There are simple answers to all of your rhetorical questions.

I'm not going to answer them for the moment, but I'd like something in exchange: mutual respect and politeness between people with different beliefs.

OFC there are impolite people on both sides. They should be ignored, not emulated.

Between the rest, why attack the beliefs and the individuals that hold them? Polite disagreement is fine, but straw men are not (e.g. claims about what people can/can't understand).
 
@Neri

There are simple answers to all of your rhetorical questions.

I'm not going to answer them for the moment, but I'd like something in exchange: mutual respect and politeness between people with different beliefs.

OFC there are impolite people on both sides. They should be ignored, not emulated.

Between the rest, why attack the beliefs and the individuals that hold them? Polite disagreement is fine, but straw men are not (e.g. claims about what people can/can't understand).
There is nothing attacky in saying that people's experience is neither provable or disprovable via "science".
 
"Scientific evidence is evidence that serves to either support or counter a scientific theory or hypothesis,[1] although scientists also use evidence in other ways, such as when applying theories to practical problems.[2] Such evidence is expected to be empirical evidence and interpretable in accordance with the scientific method. Standards for scientific evidence vary according to the field of inquiry, but the strength of scientific evidence is generally based on the results of statistical analysis and the strength of scientific controls.

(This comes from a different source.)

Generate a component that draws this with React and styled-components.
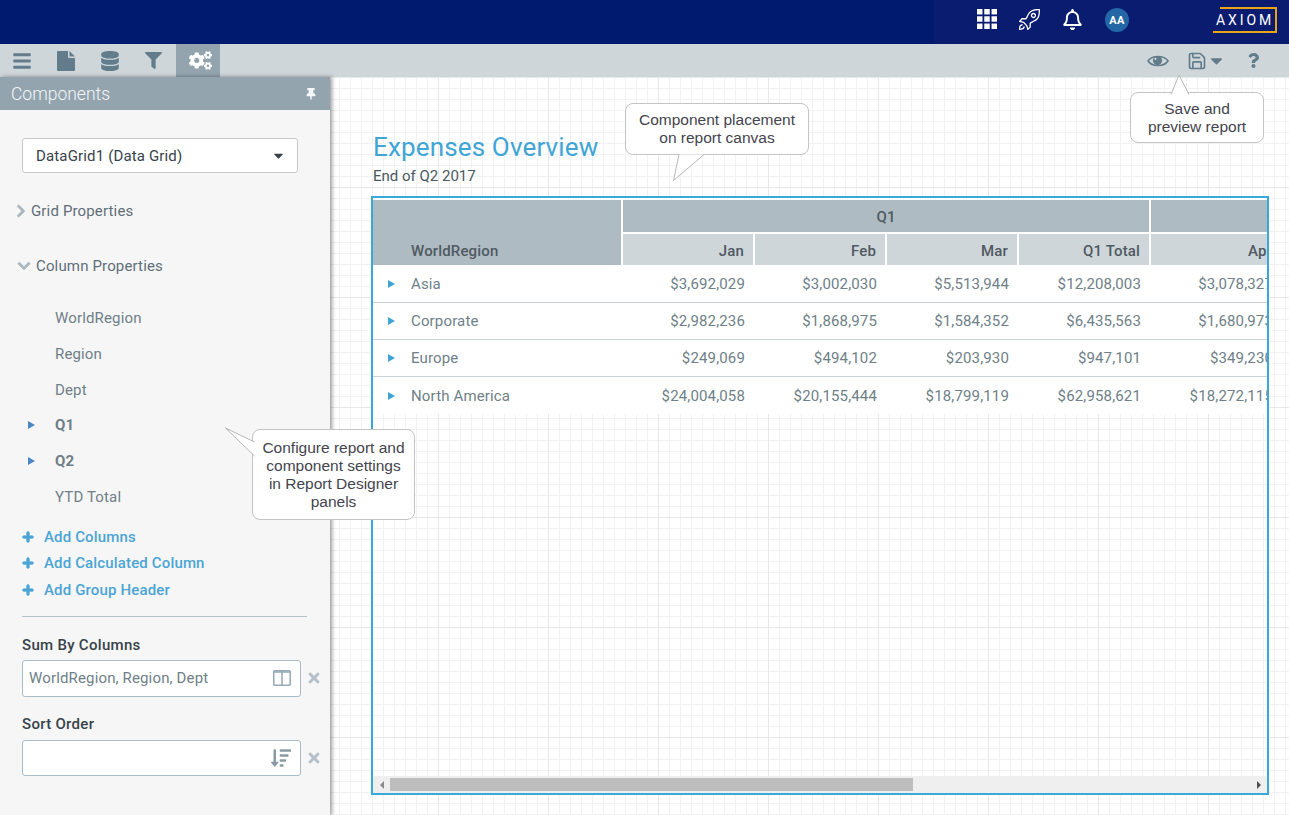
import React from "react";
import styled, { createGlobalStyle } from "styled-components";
import {
  FaBars,
  FaDatabase,
  FaFilter,
  FaCogs,
  FaThumbtack,
  FaRegBell,
  FaCaretDown,
  FaQuestion,
  FaPlus,
  FaTimes,
  FaChevronRight,
  FaChevronDown,
  FaSortAmountDown,
} from "react-icons/fa";
import { SlRocket } from "react-icons/sl";
import { Save } from "lucide-react";

const GlobalStyle = createGlobalStyle`
  html, body {
    margin: 0;
    padding: 0;
    height: 100%;
    overflow: hidden;
    background: #fff;
    font-family: Roboto, "Liberation Sans", sans-serif;
  }
  * {
    box-sizing: border-box;
  }
`;

const columnNames = ["WorldRegion", "Region", "Dept"];

const rows = [
  { name: "Asia", values: ["$3,692,029", "$3,002,030", "$5,513,944", "$12,208,003", "$3,078,327"] },
  { name: "Corporate", values: ["$2,982,236", "$1,868,975", "$1,584,352", "$6,435,563", "$1,680,973"] },
  { name: "Europe", values: ["$249,069", "$494,102", "$203,930", "$947,101", "$349,230"] },
  { name: "North America", values: ["$24,004,058", "$20,155,444", "$18,799,119", "$62,958,621", "$18,272,115"] },
];

const Triangle = ({ color }) => (
  <TriangleIcon viewBox="0 0 7 8" $color={color}>
    <path d="M0 0 L7 4 L0 8z" />
  </TriangleIcon>
);

const App = () => {
  return (
    <Shell>
      <GlobalStyle />
      <TopBar>
        <TopTools>
          <AppsIcon viewBox="0 0 22 22">
            {[0, 8, 16].map((y) =>
              [0, 8, 16].map((x) => <rect key={`${x}-${y}`} x={x} y={y} width="6" height="6" fill="#fff" />)
            )}
          </AppsIcon>
          <TopIcon><SlRocket size={21} /></TopIcon>
          <TopIcon><FaRegBell size={21} /></TopIcon>
          <Avatar>AA</Avatar>
          <Logo>AXIOM</Logo>
        </TopTools>
      </TopBar>

      <Toolbar>
        <ToolTab><FaBars size={20} /></ToolTab>
        <ToolTab>
          <svg width="18" height="20" viewBox="0 0 18 20" fill="currentColor">
            <path d="M1 0H11V6a1 1 0 0 0 1 1H18V19a1 1 0 0 1-1 1H1a1 1 0 0 1-1-1V1a1 1 0 0 1 1-1z" />
            <path d="M12.5 0L18 5.5H12.5z" />
          </svg>
        </ToolTab>
        <ToolTab><FaDatabase size={20} /></ToolTab>
        <ToolTab $nudge={-2}><FaFilter size={17} /></ToolTab>
        <ToolTab $active $nudge={4}><FaCogs size={23} /></ToolTab>
        <ToolSpacer />
        <ToolAction $width={40}>
          <svg width="22" height="14" viewBox="0 0 22 14">
            <path d="M1 7C5 1 17 1 21 7C17 13 5 13 1 7z" fill="none" stroke="currentColor" strokeWidth="1.6" />
            <circle cx="10.5" cy="6.5" r="4.6" fill="currentColor" />
            <circle cx="8.4" cy="4.8" r="1.1" fill="#cfd6da" />
          </svg>
        </ToolAction>
        <ToolAction $width={45} $gap={6}>
          <Save size={20} strokeWidth={2} />
          <FaCaretDown size={19} />
        </ToolAction>
        <ToolAction $width={48}><FaQuestion size={15} /></ToolAction>
      </Toolbar>

      <Main>
        <Panel>
          <PanelHeader>
            <span>Components</span>
            <FaThumbtack size={12} />
          </PanelHeader>

          <PanelBody>
            <Select>
              DataGrid1 (Data Grid)
              <FaCaretDown size={15} />
            </Select>

            <SectionRow $top={29} $left={-7.6} $gap={2.6}>
              <FaChevronRight size={14} />
              Grid Properties
            </SectionRow>
            <SectionRow $top={37} $left={-5} $gap={5}>
              <FaChevronDown size={14} />
              Column Properties
            </SectionRow>

            <ColumnList>
              {columnNames.map((name) => (
                <ColumnItem key={name}>{name}</ColumnItem>
              ))}
              <ColumnItem $bold>
                <Triangle color="#4a86c8" />
                Q1
              </ColumnItem>
              <ColumnItem $bold>
                <Triangle color="#4a86c8" />
                Q2
              </ColumnItem>
              <ColumnItem>YTD Total</ColumnItem>
            </ColumnList>

            <AddList>
              <AddLink><FaPlus size={12} />Add Columns</AddLink>
              <AddLink><FaPlus size={12} />Add Calculated Column</AddLink>
              <AddLink><FaPlus size={12} />Add Group Header</AddLink>
            </AddList>

            <Divider />

            <FieldLabel $top={19}>Sum By Columns</FieldLabel>
            <FieldRow $top={6}>
              <FieldInput $height={37}>
                WorldRegion, Region, Dept
                <ColumnsIcon viewBox="0 0 18 16">
                  <rect x="0.75" y="0.75" width="16.5" height="14.5" rx="1" fill="none" stroke="#93a9b8" strokeWidth="1.5" />
                  <path d="M9 1v14M1 2h16" stroke="#93a9b8" strokeWidth="1.5" fill="none" />
                </ColumnsIcon>
              </FieldInput>
              <ClearIcon><FaTimes size={16} /></ClearIcon>
            </FieldRow>

            <FieldLabel $top={18}>Sort Order</FieldLabel>
            <FieldRow $top={7}>
              <FieldInput $height={36}>
                <span />
                <SortIcon><FaSortAmountDown size={20} /></SortIcon>
              </FieldInput>
              <ClearIcon><FaTimes size={16} /></ClearIcon>
            </FieldRow>
          </PanelBody>
        </Panel>

        <Canvas>
          <ReportTitle>Expenses Overview</ReportTitle>
          <ReportSubtitle>End of Q2 2017</ReportSubtitle>
          <GridFrame>
            <TableClip>
              <DataTable>
                <colgroup>
                  <col style={{ width: 248 }} />
                  <col style={{ width: 132 }} />
                  <col style={{ width: 132 }} />
                  <col style={{ width: 132 }} />
                  <col style={{ width: 132 }} />
                  <col style={{ width: 132 }} />
                </colgroup>
                <thead>
                  <tr>
                    <CornerCell rowSpan={2}>WorldRegion</CornerCell>
                    <GroupCell colSpan={4}>Q1</GroupCell>
                    <GroupCell />
                  </tr>
                  <tr>
                    {["Jan", "Feb", "Mar", "Q1 Total", "Apr"].map((month) => (
                      <MonthCell key={month}>{month}</MonthCell>
                    ))}
                  </tr>
                </thead>
                <tbody>
                  {rows.map((row) => (
                    <tr key={row.name}>
                      <NameCell>
                        <NameInner>
                          <Triangle color="#3fa5d6" />
                          {row.name}
                        </NameInner>
                      </NameCell>
                      {row.values.map((value, index) => (
                        <ValueCell key={index}>{value}</ValueCell>
                      ))}
                    </tr>
                  ))}
                </tbody>
              </DataTable>
            </TableClip>
            <ScrollBar>
              <ScrollArrow $dir="left" />
              <ScrollTrack>
                <ScrollThumb />
              </ScrollTrack>
              <ScrollArrow $dir="right" />
            </ScrollBar>
          </GridFrame>
        </Canvas>
      </Main>

      <Callout $left={625} $top={103} $width={184} $height={52}>
        Component placement
        <br />
        on report canvas
        <Tail $left={46} $top={50} width="36" height="28" viewBox="0 0 36 28">
          <path d="M7 0.5 L1.5 26.5 L32 0.5" fill="#fff" stroke="#b5b5b5" strokeWidth="1" />
        </Tail>
      </Callout>

      <Callout $left={1130} $top={92} $width={134} $height={51}>
        Save and
        <br />
        preview report
        <Tail $left={38} $top={-19} width="24" height="21" viewBox="0 0 24 21">
          <path d="M2 20.5 L10 1 L20 20.5" fill="#fff" stroke="#b5b5b5" strokeWidth="1" />
        </Tail>
      </Callout>

      <Callout $left={252} $top={429} $width={163} $height={91}>
        Configure report and
        <br />
        component settings
        <br />
        in Report Designer
        <br />
        panels
        <Tail $left={-29} $top={-3} width="31" height="32" viewBox="0 0 31 32">
          <path d="M30.5 15 L1.5 1 L30.5 29" fill="#fff" stroke="#b5b5b5" strokeWidth="1" />
        </Tail>
      </Callout>
    </Shell>
  );
};

const Shell = styled.div`
  position: relative;
  display: flex;
  flex-direction: column;
  width: 100%;
  height: 100vh;
  overflow: hidden;
`;

const TriangleIcon = styled.svg`
  flex: none;
  width: 7px;
  height: 8px;
  fill: ${(props) => props.$color};
`;

const TopBar = styled.header`
  display: flex;
  justify-content: flex-end;
  flex: 0 0 44px;
  background: #001a70;
`;

const TopTools = styled.div`
  display: flex;
  align-items: center;
  width: 355px;
  padding-left: 43px;
  background: #0a1c70;
`;

const AppsIcon = styled.svg`
  width: 20px;
  height: 20px;
  margin-right: 22px;
  margin-top: -6px;
`;

const TopIcon = styled.span`
  display: flex;
  color: #fff;
  margin-right: 22px;
  margin-top: -6px;
`;

const Avatar = styled.span`
  display: flex;
  align-items: center;
  justify-content: center;
  width: 24px;
  height: 24px;
  border-radius: 50%;
  background: #2467a6;
  color: #fff;
  font-size: 11px;
  font-weight: 700;
  letter-spacing: 0.4px;
  margin-top: -4px;
`;

const Logo = styled.div`
  position: relative;
  margin-left: 84px;
  margin-top: -4px;
  width: 64px;
  height: 26px;
  padding-left: 3px;
  color: #fff;
  font-size: 14px;
  line-height: 26px;
  letter-spacing: 2.9px;
  white-space: nowrap;

  &::before {
    content: "";
    position: absolute;
    left: 7px;
    right: 0;
    top: 0;
    bottom: 0;
    border-top: 2px solid #e8a317;
    border-right: 2px solid #e8a317;
  }

  &::after {
    content: "";
    position: absolute;
    left: 0;
    right: 0;
    bottom: 0;
    border-bottom: 2px solid #e8a317;
  }
`;

const Toolbar = styled.div`
  display: flex;
  flex: 0 0 33px;
  padding-right: 12px;
  background: #cfd6da;
`;

const ToolTab = styled.div`
  display: flex;
  align-items: center;
  justify-content: center;
  width: 44px;
  padding-left: ${(props) => (props.$nudge > 0 ? props.$nudge : 0)}px;
  padding-right: ${(props) => (props.$nudge < 0 ? -props.$nudge : 0)}px;
  color: ${(props) => (props.$active ? "#fff" : "#627c8c")};
  background: ${(props) => (props.$active ? "#93a4af" : "transparent")};
`;

const ToolSpacer = styled.div`
  flex: 1;
`;

const ToolAction = styled.div`
  display: flex;
  align-items: center;
  justify-content: center;
  width: ${(props) => props.$width}px;
  margin-left: ${(props) => props.$gap || 0}px;
  color: #627c8c;
`;

const Main = styled.div`
  display: flex;
  flex: 1;
  min-height: 0;
`;

const Panel = styled.aside`
  position: relative;
  z-index: 1;
  display: flex;
  flex-direction: column;
  flex: 0 0 330px;
  min-width: 0;
  background: #f6f6f6;
  box-shadow: 2px 0 4px rgba(0, 0, 0, 0.4);
`;

const PanelHeader = styled.div`
  display: flex;
  align-items: center;
  justify-content: space-between;
  flex: 0 0 33px;
  padding: 0 13px 0 11px;
  background: #93a4af;
  color: #f4f7f8;
  font-size: 17.5px;
  font-weight: 300;
`;

const PanelBody = styled.div`
  display: flex;
  flex-direction: column;
  padding: 28px 0 0 22px;
  font-size: 15px;
  letter-spacing: 0.15px;
`;

const Select = styled.div`
  display: flex;
  align-items: center;
  justify-content: space-between;
  width: 276px;
  height: 35px;
  padding: 0 11px 0 13px;
  background: #fff;
  border: 1px solid #c8c8c8;
  border-radius: 3px;
  color: #37424a;
`;

const SectionRow = styled.div`
  display: flex;
  align-items: center;
  gap: ${(props) => props.$gap}px;
  height: 18px;
  margin: ${(props) => props.$top}px 0 0 ${(props) => props.$left}px;
  color: #5f6f79;

  svg {
    color: #aab7bf;
    stroke: currentColor;
    stroke-width: 30;
  }
`;

const ColumnList = styled.div`
  display: flex;
  flex-direction: column;
  margin-top: 26px;
`;

const ColumnItem = styled.div`
  position: relative;
  height: 35.8px;
  line-height: 35.8px;
  padding-left: 33px;
  color: #6f7f88;
  font-weight: ${(props) => (props.$bold ? 700 : 400)};

  svg {
    position: absolute;
    left: 6px;
    top: 13px;
  }
`;

const AddList = styled.div`
  display: flex;
  flex-direction: column;
  gap: 8.5px;
  margin-top: 12px;
`;

const AddLink = styled.div`
  display: flex;
  align-items: center;
  gap: 10px;
  height: 18px;
  color: #4aa5d5;
  font-weight: 500;

  svg {
    stroke: currentColor;
    stroke-width: 40;
  }
`;

const Divider = styled.hr`
  width: 285px;
  margin: 17px 0 0;
  border: 0;
  border-top: 1px solid #b4c2ca;
`;

const FieldLabel = styled.div`
  height: 18px;
  margin-top: ${(props) => props.$top}px;
  color: #37424a;
  font-weight: 500;
  letter-spacing: 0.3px;
`;

const FieldRow = styled.div`
  display: flex;
  align-items: center;
  margin-top: ${(props) => props.$top}px;
`;

const FieldInput = styled.div`
  display: flex;
  align-items: center;
  justify-content: space-between;
  width: 279px;
  height: ${(props) => props.$height}px;
  padding: 0 9px 0 6px;
  background: #fff;
  border: 1px solid #a9bcc7;
  border-radius: 3px;
  color: #6f7f88;
`;

const ColumnsIcon = styled.svg`
  width: 18px;
  height: 16px;
`;

const SortIcon = styled.span`
  display: flex;
  color: #8a9aa4;
`;

const ClearIcon = styled.span`
  display: flex;
  margin-left: 5px;
  color: #b4c0c8;
`;

const Canvas = styled.main`
  flex: 1;
  min-width: 0;
  padding: 55px 20px 20px 43px;
  background-color: #fff;
  background-image:
    linear-gradient(to right, #e8e8e8 1px, transparent 1px),
    linear-gradient(to bottom, #e8e8e8 1px, transparent 1px),
    linear-gradient(to right, #f2f2f2 1px, transparent 1px),
    linear-gradient(to bottom, #f2f2f2 1px, transparent 1px);
  background-size: 110px 110px, 110px 110px, 11px 11px, 11px 11px;
  background-position: 108px 0, 0 0, 9px 0, 0 0;
`;

const ReportTitle = styled.h1`
  margin: 0;
  height: 30px;
  color: #3fa5d6;
  font-size: 26px;
  font-weight: 400;
  line-height: 30px;
  letter-spacing: 0.15px;
`;

const ReportSubtitle = styled.div`
  margin-top: 5px;
  height: 18px;
  color: #4a5860;
  font-size: 15px;
  line-height: 18px;
`;

const GridFrame = styled.section`
  display: flex;
  flex-direction: column;
  width: 898px;
  height: 599px;
  margin: 11px 0 0 -2px;
  border: 2px solid #38a9d9;
`;

const TableClip = styled.div`
  flex: 1;
  min-height: 0;
  overflow: hidden;
`;

const DataTable = styled.table`
  table-layout: fixed;
  width: 908px;
  border-collapse: separate;
  border-spacing: 0;
  background: #fff;
  padding-top: 2px;
  font-size: 15px;
  letter-spacing: 0.15px;
`;

const CornerCell = styled.th`
  height: 65px;
  padding: 0 0 5px 38px;
  background: #afbbc3;
  color: #4f5a62;
  font-weight: 500;
  text-align: left;
  vertical-align: bottom;
`;

const GroupCell = styled.th`
  height: 32px;
  padding: 2px 0 0;
  background: #afbbc3;
  border-left: 2px solid #fff;
  color: #4f5a62;
  font-weight: 500;
  text-align: center;
`;

const MonthCell = styled.th`
  height: 33px;
  padding: 2px 9px 0 0;
  background: #cfd6da;
  border-left: 2px solid #fff;
  border-top: 2px solid #fff;
  color: #4f5a62;
  font-weight: 500;
  text-align: right;
`;

const NameCell = styled.td`
  height: 37px;
  padding: 0 0 0 15px;
  border-bottom: 1px solid #ccd3d8;
  color: #6f7f88;

  tr:first-child & {
    height: 38px;
    padding-top: 1px;
  }

  tr:last-child & {
    border-bottom: 0;
  }
`;

const NameInner = styled.span`
  display: flex;
  align-items: center;
  gap: 16px;
`;

const ValueCell = styled.td`
  height: 37px;
  padding: 0 8px 0 0;
  border-bottom: 1px solid #ccd3d8;
  color: #6f7f88;
  text-align: right;
  white-space: nowrap;

  tr:first-child & {
    height: 38px;
    padding-top: 1px;
  }

  tr:last-child & {
    border-bottom: 0;
  }
`;

const ScrollBar = styled.div`
  display: flex;
  align-items: center;
  flex: 0 0 17px;
  background: #efefef;
`;

const ScrollArrow = styled.span`
  flex: 0 0 17px;
  display: flex;
  justify-content: center;

  &::before {
    content: "";
    border-top: 4px solid transparent;
    border-bottom: 4px solid transparent;
    border-right: ${(props) => (props.$dir === "left" ? "4px solid #8a8a8a" : "0")};
    border-left: ${(props) => (props.$dir === "right" ? "4px solid #505050" : "0")};
  }
`;

const ScrollTrack = styled.div`
  flex: 1;
  height: 13px;
`;

const ScrollThumb = styled.div`
  width: 523px;
  height: 100%;
  background: #bdbdbd;
`;

const Callout = styled.div`
  position: absolute;
  z-index: 2;
  left: ${(props) => props.$left}px;
  top: ${(props) => props.$top}px;
  width: ${(props) => props.$width}px;
  height: ${(props) => props.$height}px;
  display: flex;
  flex-direction: column;
  justify-content: center;
  background: #fff;
  border: 1.5px solid #c4c4c4;
  border-radius: 8px;
  color: #44444e;
  font-family: "Liberation Sans", Arial, sans-serif;
  font-size: 15.5px;
  line-height: 18px;
  text-align: center;
`;

const Tail = styled.svg`
  position: absolute;
  left: ${(props) => props.$left}px;
  top: ${(props) => props.$top}px;
`;

export default App;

A person's assumptions or beliefs about the relationship between observations and a hypothesis will affect whether that person takes the observations as evidence.[3] These assumptions or beliefs will also affect how a person utilizes the observations as evidence. For example, the Earth's apparent lack of motion may be taken as evidence for a geocentric cosmology. However, after sufficient evidence is presented for heliocentric cosmology and the apparent lack of motion is explained, the initial observation is strongly discounted as evidence."

Scientific evidence - Wikipedia

Some things can be believed to be some way by people, but the evidence may show something different happened.